**Given problem**
Count how many lines below include the string "screenshot", and give that number without anything else.

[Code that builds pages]
>>>
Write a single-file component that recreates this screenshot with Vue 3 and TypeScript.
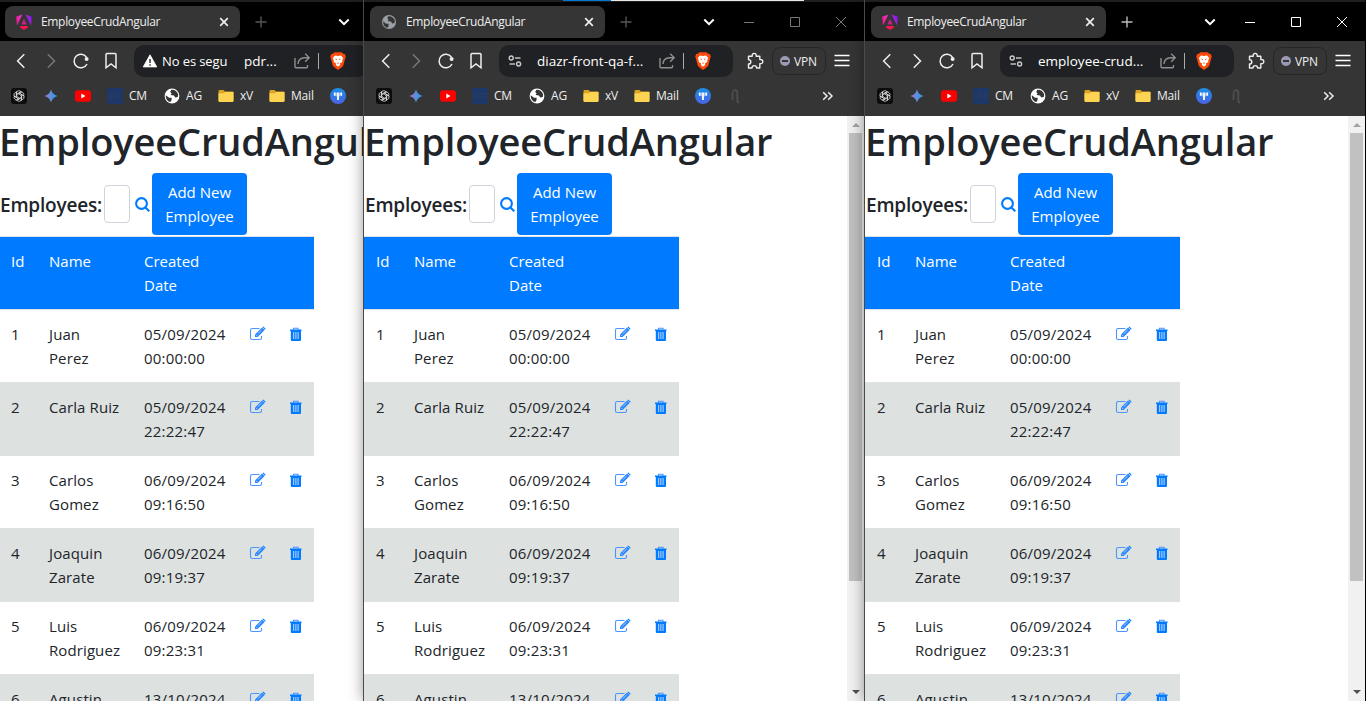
<script setup lang="ts">
interface BrowserWindow {
  id: string
  angular: boolean
  active: boolean
  insecure: boolean
  canForward: boolean
  url: string
}

interface Employee {
  id: number
  name: string[]
  date: string
  time: string
}

const windows: BrowserWindow[] = [
  { id: 'w1', angular: true, active: false, insecure: true, canForward: false, url: 'pdr...' },
  { id: 'w2', angular: false, active: false, insecure: false, canForward: false, url: 'diazr-front-qa-f...' },
  { id: 'w3', angular: true, active: true, insecure: false, canForward: true, url: 'employee-crud...' },
]

const employees: Employee[] = [
  { id: 1, name: ['Juan', 'Perez'], date: '05/09/2024', time: '00:00:00' },
  { id: 2, name: ['Carla Ruiz'], date: '05/09/2024', time: '22:22:47' },
  { id: 3, name: ['Carlos', 'Gomez'], date: '06/09/2024', time: '09:16:50' },
  { id: 4, name: ['Joaquin', 'Zarate'], date: '06/09/2024', time: '09:19:37' },
  { id: 5, name: ['Luis', 'Rodriguez'], date: '06/09/2024', time: '09:23:31' },
  { id: 6, name: ['Agustin'], date: '13/10/2024', time: '' },
]
</script>

<template>
  <div class="desktop">
    <div class="taskline"></div>
    <section v-for="w in windows" :key="w.id" class="window" :class="[w.id, { active: w.active }]">
      <header class="tabstrip">
        <div class="tab">
          <svg v-if="w.angular" class="fav" viewBox="0 0 16 16">
            <defs>
              <linearGradient :id="'ng' + w.id" gradientUnits="userSpaceOnUse" x1="0" y1="9" x2="16" y2="4">
                <stop offset="0" stop-color="#f5188a" />
                <stop offset="0.4" stop-color="#ee2bc4" />
                <stop offset="1" stop-color="#7a17f5" />
              </linearGradient>
            </defs>
            <g :fill="`url(#ng${w.id})`">
              <path d="M6.4 0.4 0.2 2.8 1 11.4z" />
              <path d="M9.6 0.4 15.8 2.8 15 11.4z" />
            </g>
            <path d="M8 4.7 10.6 10.6H5.4z" fill="#c8208e" />
            <path d="M4.4 12 11.6 12 12 13.5 8 16 4 13.5z" fill="#f5174f" />
          </svg>
          <svg v-else class="fav" viewBox="0 0 16 16">
            <circle cx="8" cy="8" r="7" fill="#9aa0a6" />
            <path d="M2.2 7.2 5 9.8 7.6 9.8 7.6 12 6.4 13.8C3.6 13.2 1.9 10.4 2.2 7.2zM7.4 2.2 6.2 4 7.6 5.6 6.6 7 10 7.4 11.2 9.4 13.6 9 13.8 6.6C13 3.6 10.2 1.8 7.4 2.2z" fill="#353535" />
          </svg>
          <span class="tabtitle">EmployeeCrudAngular</span>
          <svg class="tabclose" viewBox="0 0 10 10"><path d="M1.2 1.2 8.8 8.8M8.8 1.2 1.2 8.8" stroke="#eee" stroke-width="1.7" /></svg>
        </div>
        <svg class="plus" viewBox="0 0 12 12"><path d="M6 0.5V11.5M0.5 6H11.5" /></svg>
        <svg class="tabmenu" viewBox="0 0 12 8"><path d="M1.3 1.5 6 6.2 10.7 1.5" /></svg>
        <div class="controls">
          <svg viewBox="0 0 12 12"><path d="M1 6.5H11" /></svg>
          <svg viewBox="0 0 12 12"><path d="M1.5 1.5H10.5V10.5H1.5z" /></svg>
          <svg viewBox="0 0 12 12"><path d="M1 1 11 11M11 1 1 11" /></svg>
        </div>
      </header>

      <div class="toolbar">
        <span class="nav"><svg viewBox="0 0 18 18"><path d="M12.3 2.2 5.6 9 12.3 15.8" /></svg></span>
        <span class="nav" :class="{ off: !w.canForward }"><svg viewBox="0 0 18 18"><path d="M5.8 2.2 12.5 9 5.8 15.8" /></svg></span>
        <span class="nav">
          <svg viewBox="0 0 18 18"><path d="M15 12A6.8 6.8 0 1 1 14.4 5" /><circle cx="14.6" cy="7" r="2" fill="#eee" stroke="none" /></svg>
        </span>
        <span class="nav"><svg viewBox="0 0 18 18"><path d="M4 2.6Q4 1.6 5 1.6H13Q14 1.6 14 2.6V15.8L9 12 4 15.8z" /></svg></span>
        <div class="address">
          <svg v-if="w.insecure" class="siteicon" viewBox="0 0 16 16">
            <path d="M8 1.8 14.8 13.9H1.2z" fill="#fff" stroke="#fff" stroke-width="0.8" stroke-linejoin="round" />
            <path d="M8 6V10M8 11.3V12.8" stroke="#222326" stroke-width="1.4" />
          </svg>
          <svg v-else class="siteicon" viewBox="0 0 16 16">
            <g fill="none" stroke="#ccc" stroke-width="1.4">
              <circle cx="4.2" cy="5" r="2" /><path d="M8 5H13.5" />
              <circle cx="11.6" cy="11" r="2" /><path d="M2.5 11H8" />
            </g>
          </svg>
          <span v-if="w.insecure" class="warn">No es segu</span>
          <span class="url">{{ w.url }}</span>
          <svg class="share" viewBox="0 0 18 18">
            <path d="M2 6V14.8Q2 15.8 3 15.8H13.5Q14.5 15.8 14.5 14.8V13M5 12Q5.2 6.2 11.6 5.8H15.5M12.2 1.8 16.2 5.8 12.2 9.8" />
          </svg>
          <span class="sep"></span>
          <svg class="brave" viewBox="0 0 16 18">
            <path d="M4.4 0.2H11.6L13.1 1.8 14.8 2 15.8 4.4 15.2 6.2 13.3 13.6Q12.8 15 8 18 3.2 15 2.7 13.6L0.8 6.2 0.2 4.4 1.2 2 2.9 1.8z" fill="#fb4a0a" />
            <path d="M5 3.4 8 4 11 3.4 13.2 6 12.2 8.6 12.3 10 9.9 11.6 10.2 13 8 14.8 5.8 13 6.1 11.6 3.7 10 3.8 8.6 2.8 6z" fill="#fff" />
            <path d="M4.8 6.4 7 7 6.6 8.2zM11.2 6.4 9 7 9.4 8.2zM6.8 10.8H9.2L8 12z" fill="#fb4a0a" />
          </svg>
        </div>
        <svg class="puzzle" viewBox="0 0 18 18">
          <path d="M2.5 4.2H6.2Q5.9 1.4 8.2 1.4 10.5 1.4 10.2 4.2H13.8V7.6Q16.8 7.3 16.8 9.6 16.8 11.9 13.8 11.6V16H10.6Q10.6 13.6 8.3 13.6 6 13.6 6 16H2.5V12Q4.8 12 4.8 9.9 4.8 7.8 2.5 7.8z" />
        </svg>
        <span class="vpn"><i></i><b>VPN</b></span>
        <svg class="menu" viewBox="0 0 16 14"><path d="M0.5 1.5H15.5M0.5 6.5H15.5M0.5 11.5H15.5" /></svg>
      </div>

      <nav class="bookmarks">
        <span class="bm">
          <svg viewBox="0 0 16 16">
            <rect width="16" height="16" rx="3" fill="#0c0c0c" />
            <g fill="none" stroke="#e0e0e0" stroke-width="0.8">
              <path v-for="a in [0, 60, 120, 180, 240, 300]" :key="a" d="M5.4 9.4V5.2Q5.4 2.7 7.8 2.7 9.4 2.7 10.2 4M6.9 7.2V5.6L10.6 3.6" :transform="`rotate(${a} 8 8)`" />
            </g>
          </svg>
        </span>
        <span class="bm">
          <svg viewBox="0 0 16 16">
            <defs>
              <linearGradient :id="'gem' + w.id" x1="0" x2="1"><stop offset="0.1" stop-color="#9a76c8" /><stop offset="0.5" stop-color="#5a8fe0" /><stop offset="0.9" stop-color="#2f9be0" /></linearGradient>
            </defs>
            <path d="M8 1.5Q9.4 6.6 14.5 8 9.4 9.4 8 14.5 6.6 9.4 1.5 8 6.6 6.6 8 1.5z" :fill="`url(#gem${w.id})`" />
          </svg>
        </span>
        <span class="bm">
          <svg viewBox="0 0 16 16"><rect y="2.2" width="16" height="11.6" rx="3" fill="#f00" /><path d="M6.3 5.6 10.5 8 6.3 10.4z" fill="#fff" /></svg>
        </span>
        <span class="bm cm"><i class="ucc">UCC</i><b>CM</b></span>
        <span class="bm ag">
          <svg viewBox="0 0 16 16">
            <circle cx="8" cy="8" r="7.4" fill="#fff" />
            <path d="M1.8 7.2 5 9.8 7.6 9.8 7.6 12 6.4 14C3.4 13.4 1.5 10.4 1.8 7.2zM7.4 1.8 6.2 4 7.6 5.6 6.6 7 10 7.4 11.2 9.4 13.8 9 14.2 6.6C13.2 3.2 10.2 1.4 7.4 1.8z" fill="#353535" />
          </svg><b>AG</b>
        </span>
        <span class="bm xv">
          <svg viewBox="0 0 16 16"><path d="M0.5 3Q0.5 2 1.5 2H5.5L7 3.6H14.5Q15.5 3.6 15.5 4.6V13H0.5z" fill="#dda322" /><path d="M0.5 5.2H6L7.2 4H15.5V13Q15.5 14 14.5 14H1.5Q0.5 14 0.5 13z" fill="#fdd354" /></svg><b>xV</b>
        </span>
        <span class="bm mail">
          <svg viewBox="0 0 16 16"><path d="M0.5 3Q0.5 2 1.5 2H5.5L7 3.6H14.5Q15.5 3.6 15.5 4.6V13H0.5z" fill="#dda322" /><path d="M0.5 5.2H6L7.2 4H15.5V13Q15.5 14 14.5 14H1.5Q0.5 14 0.5 13z" fill="#fdd354" /></svg><b>Mail</b>
        </span>
        <span class="bm">
          <svg viewBox="0 0 16 16">
            <defs><linearGradient :id="'bl' + w.id" x1="0" y1="0" x2="0" y2="1"><stop offset="0" stop-color="#1a8fe6" /><stop offset="1" stop-color="#4a63e6" /></linearGradient></defs>
            <circle cx="8" cy="8" r="8" :fill="`url(#bl${w.id})`" />
            <path d="M4.8 4.6V7.8M8 4.6V12M11.2 4.6V7.8" stroke="#fff" stroke-width="1.8" />
            <path d="M6.4 4.6V8.4M9.6 4.6V8.4" stroke="#bcd8fb" stroke-width="0.8" />
          </svg>
        </span>
        <span class="bm last">
          <svg viewBox="0 0 16 16"><path d="M5.5 12V4.5M5.5 3.5Q10 0.6 10.3 4.5V13.5L12 15" fill="none" stroke="#4e4e4e" stroke-width="1.9" /></svg>
        </span>
        <svg class="more" viewBox="0 0 12 10"><path d="M1.2 1.2 5 5 1.2 8.8M6.2 1.2 10 5 6.2 8.8" /></svg>
      </nav>

      <main class="page">
        <div class="content">
          <h1>EmployeeCrudAngular</h1>
          <div class="search">
            <span class="label">Employees:</span>
            <input type="text" />
            <svg class="glass" viewBox="0 0 15 15"><circle cx="6.5" cy="6.5" r="5.4" /><path d="M10.4 10.4 14.3 14.3" /></svg>
            <button type="button"><span>Add New</span><span>Employee</span></button>
          </div>
          <div class="row head">
            <div>Id</div>
            <div>Name</div>
            <div class="created"><span>Created</span><span>Date</span></div>
            <div></div>
            <div></div>
          </div>
          <div v-for="e in employees" :key="e.id" class="row" :class="{ striped: e.id % 2 === 0 }">
            <div>{{ e.id }}</div>
            <div class="name"><span v-for="n in e.name" :key="n">{{ n }}</span></div>
            <div class="date"><span>{{ e.date }}</span><span>{{ e.time }}</span></div>
            <div>
              <svg class="edit" viewBox="0 0 17 16">
                <path d="M10.5 2.5H3.2Q1.5 2.5 1.5 4.2V12Q1.5 13.5 3.2 13.5H10.8Q12.5 13.5 12.5 12V10" fill="none" stroke="#4a95ff" stroke-width="1.1" />
                <path d="M6 11V8.4L13 1.5 15.6 4.1 8.6 11z" fill="#2a86ff" />
                <path d="M13.5 1.2 14.3 0.6 16.6 2.8 16 3.7z" fill="#007bff" />
                <path d="M7 8.8 8.3 10.1M8.7 7.8 12.6 4" stroke="#d5e5ff" stroke-width="0.7" />
              </svg>
            </div>
            <div>
              <svg class="trash" viewBox="0 0 13 15">
                <path d="M4.5 2.8V1.3H9V2.8" fill="none" stroke="#4b93ff" stroke-width="1.1" />
                <path d="M1 2.5H12.5V4H12V13Q12 14 11 14H2.8Q1.8 14 1.8 13V4H1z" fill="#007bff" />
                <path d="M4.7 5V12M6.9 5V12M9.1 5V12" stroke="#c3d9fb" stroke-width="1" />
              </svg>
            </div>
          </div>
        </div>
        <div class="scrollbar">
          <svg class="up" viewBox="0 0 8 4"><path d="M0 4 4 0 8 4z" /></svg>
          <div class="thumb"></div>
          <svg class="down" viewBox="0 0 8 4"><path d="M0 0H8L4 4z" /></svg>
        </div>
      </main>
    </section>
  </div>
</template>

<style>
html,
body {
  overflow: hidden;
}
</style>

<style scoped>
* {
  box-sizing: border-box;
}
.desktop {
  position: relative;
  width: 1366px;
  height: 701px;
  overflow: hidden;
  background: #000;
  font-family: "Open Sans", "Noto Sans", sans-serif;
}
.taskline {
  position: absolute;
  z-index: 5;
  left: 563px;
  top: 0;
  width: 241px;
  height: 1px;
  background: linear-gradient(90deg, #0078d7 48px, #e8e8e8 48px);
}
.window {
  position: absolute;
  top: 0;
  height: 701px;
  width: 501px;
  display: flex;
  flex-direction: column;
  background: #353535;
  box-shadow: -1px 0 0 #4a4a4a, -1px 0 14px rgba(0, 0, 0, 0.4);
}
.w1 { left: -1px; box-shadow: none; }
.w2 { left: 364px; }
.w3 { left: 865px; width: 500px; }
.tabstrip {
  flex: none;
  display: flex;
  align-items: center;
  height: 41px;
  padding-left: 6px;
  background: #000;
  border-top: 2px solid #1f1f1f;
}
.tab {
  display: flex;
  align-items: center;
  width: 235px;
  height: 32px;
  padding-left: 11px;
  border-radius: 8px;
  background: #353535;
  color: #eee;
}
.fav { width: 16px; height: 16px; }
.tabtitle {
  width: 177px;
  margin-left: 9px;
  font-size: 12px;
  letter-spacing: -0.33px;
}
.tabclose { width: 10px; height: 10px; margin-left: 1px; }
.plus { width: 12px; height: 12px; margin-left: 15px; }
.plus path { stroke: #555; stroke-width: 1.4; }
.active .plus path { stroke: #bbb; }
.tabmenu { width: 12px; height: 8px; margin-left: 71px; }
.tabmenu path { fill: none; stroke: #fff; stroke-width: 2; }
.controls { display: flex; gap: 34px; margin-left: 28px; }
.controls svg { width: 12px; height: 12px; }
.controls path { fill: none; stroke: #777; stroke-width: 1; }
.active .controls path { stroke: #fff; }
.toolbar {
  flex: none;
  display: flex;
  align-items: center;
  height: 40px;
  padding-left: 7px;
}
.nav {
  display: flex;
  justify-content: center;
  width: 30px;
}
.nav svg { width: 18px; height: 18px; }
.nav path { fill: none; stroke: #eee; stroke-width: 1.5; }
.nav.off path { stroke: #777; }
.address {
  display: flex;
  align-items: center;
  width: 234px;
  height: 32px;
  margin-left: 8px;
  padding-left: 8px;
  border-radius: 10px;
  background: #202124;
  color: #fff;
  font-size: 13px;
}
.siteicon { flex: none; width: 16px; height: 16px; }
.warn {
  flex: none;
  width: 66px;
  margin: 0 16px 0 4px;
  white-space: nowrap;
  letter-spacing: -0.1px;
}
.url {
  flex: none;
  width: 113px;
  margin-left: 14px;
  white-space: nowrap;
  font-size: 13.5px;
  letter-spacing: 0;
}
.warn + .url { width: 41px; margin-left: 0; }
.share { flex: none; width: 18px; height: 18px; margin-left: 8px; }
.share path { fill: none; stroke: #8f8f8f; stroke-width: 1.4; }
.sep { flex: none; width: 1px; height: 16px; margin: 0 11px 0 7px; background: #aaa; }
.brave { flex: none; width: 16px; height: 18px; }
.puzzle { width: 18px; height: 18px; margin-left: 13px; }
.puzzle path { fill: none; stroke: #eee; stroke-width: 1.4; stroke-linejoin: round; }
.vpn {
  display: flex;
  align-items: center;
  width: 54px;
  height: 28px;
  margin-left: 8px;
  padding-left: 7px;
  border: 1px solid #262626;
  border-radius: 8px;
  color: #eee;
  font-size: 12px;
}
.vpn i {
  display: flex;
  align-items: center;
  justify-content: center;
  width: 10px;
  height: 10px;
  border-radius: 50%;
  background: #9a9ab4;
}
.vpn i::after { content: ""; width: 6px; height: 1.5px; background: #353535; }
.vpn b { margin-left: 4px; font-weight: 400; letter-spacing: -0.2px; }
.menu { width: 16px; height: 14px; margin-left: 8px; }
.menu path { stroke: #fff; stroke-width: 1.4; }
.bookmarks {
  flex: none;
  display: flex;
  align-items: center;
  gap: 16px;
  height: 30px;
  margin-bottom: 5px;
  padding-left: 12px;
  color: #eee;
  font-size: 12px;
}
.bm { display: flex; align-items: center; gap: 6px; width: 16px; white-space: nowrap; }
.bm svg { flex: none; width: 16px; height: 16px; }
.bm b { font-weight: 400; letter-spacing: -0.2px; margin-top: -2px; }
.bm.cm { width: 41px; }
.bm.ag { width: 38px; }
.bm.xv { width: 35px; }
.bm.mail { width: 45px; }
.ucc {
  width: 16px;
  height: 16px;
  background: #1d3769;
  color: #34405a;
  font: 400 7px/16px "Liberation Sans", sans-serif;
  text-align: center;
}
.more { width: 12px; height: 10px; margin-left: 63px; }
.more path { fill: none; stroke: #eee; stroke-width: 1.5; }
.page {
  flex: 1;
  display: flex;
  min-height: 0;
  overflow: hidden;
  background: #fff;
  color: #212529;
}
.content { flex: none; width: 483px; }
h1 {
  height: 49px;
  margin: 0 0 8px;
  font-size: 38px;
  font-weight: 600;
  line-height: 51px;
  letter-spacing: -0.13px;
}
.search {
  display: flex;
  align-items: center;
  height: 62px;
  margin-bottom: 1px;
  padding-left: 1px;
}
.label {
  width: 104px;
  padding-top: 2px;
  font-size: 19px;
  font-weight: 600;
  letter-spacing: -0.2px;
}
.search input {
  width: 26px;
  height: 38px;
  padding: 0;
  border: 1px solid #ced4da;
  border-radius: 4px;
}
.glass { width: 15px; height: 15px; margin: 0 2px 0 5px; }
.glass circle,
.glass path { fill: none; stroke: #007bff; stroke-width: 2.1; }
.search button {
  display: flex;
  flex-direction: column;
  align-items: center;
  width: 95px;
  height: 62px;
  padding: 7px 0;
  border: 0;
  border-radius: 4px;
  background: #007bff;
  color: #fff;
  font: 15px/24px "Open Sans", sans-serif;
}
.row {
  display: grid;
  grid-template-columns: 38px 95px 105px 40px 37px;
  width: 315px;
  height: 73px;
  border-top: 1px solid #dee2e6;
  font-size: 15px;
  line-height: 24px;
}
.row > div {
  display: flex;
  flex-direction: column;
  padding: 12px 0 0 12px;
  white-space: nowrap;
}
.row > .name { letter-spacing: 0.1px; }
.row > .date { letter-spacing: 0.2px; }
.row.head { background: #007bff; color: #fff; background-clip: padding-box; }
.row.striped { background: #dde1e0; }
.edit { width: 17px; height: 16px; margin-top: 4px; }
.trash { width: 13px; height: 15px; margin-top: 5px; }
.scrollbar {
  flex: none;
  display: flex;
  flex-direction: column;
  width: 17px;
  background: #f1f1f1;
}
.up { width: 8px; height: 4px; margin: 7px 0 6px 5px; fill: #a3a3a3; }
.thumb { width: 13px; height: 448px; margin-left: 2px; background: #c1c1c1; }
.down { width: 8px; height: 4px; margin: 109px 0 0 5px; fill: #505050; }
</style>
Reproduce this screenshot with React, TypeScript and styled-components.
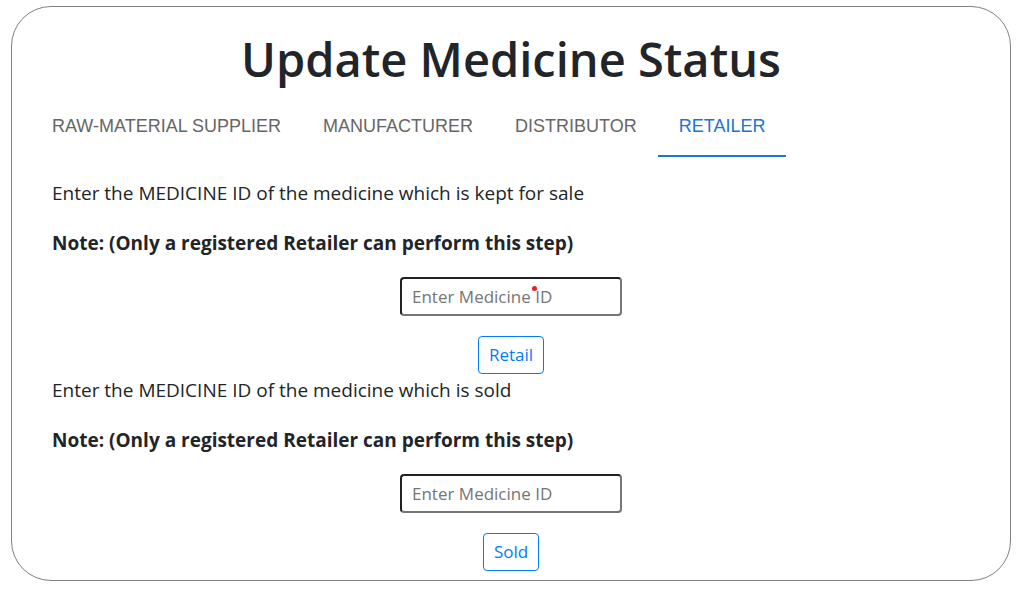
<<<
**Solution to this task**
2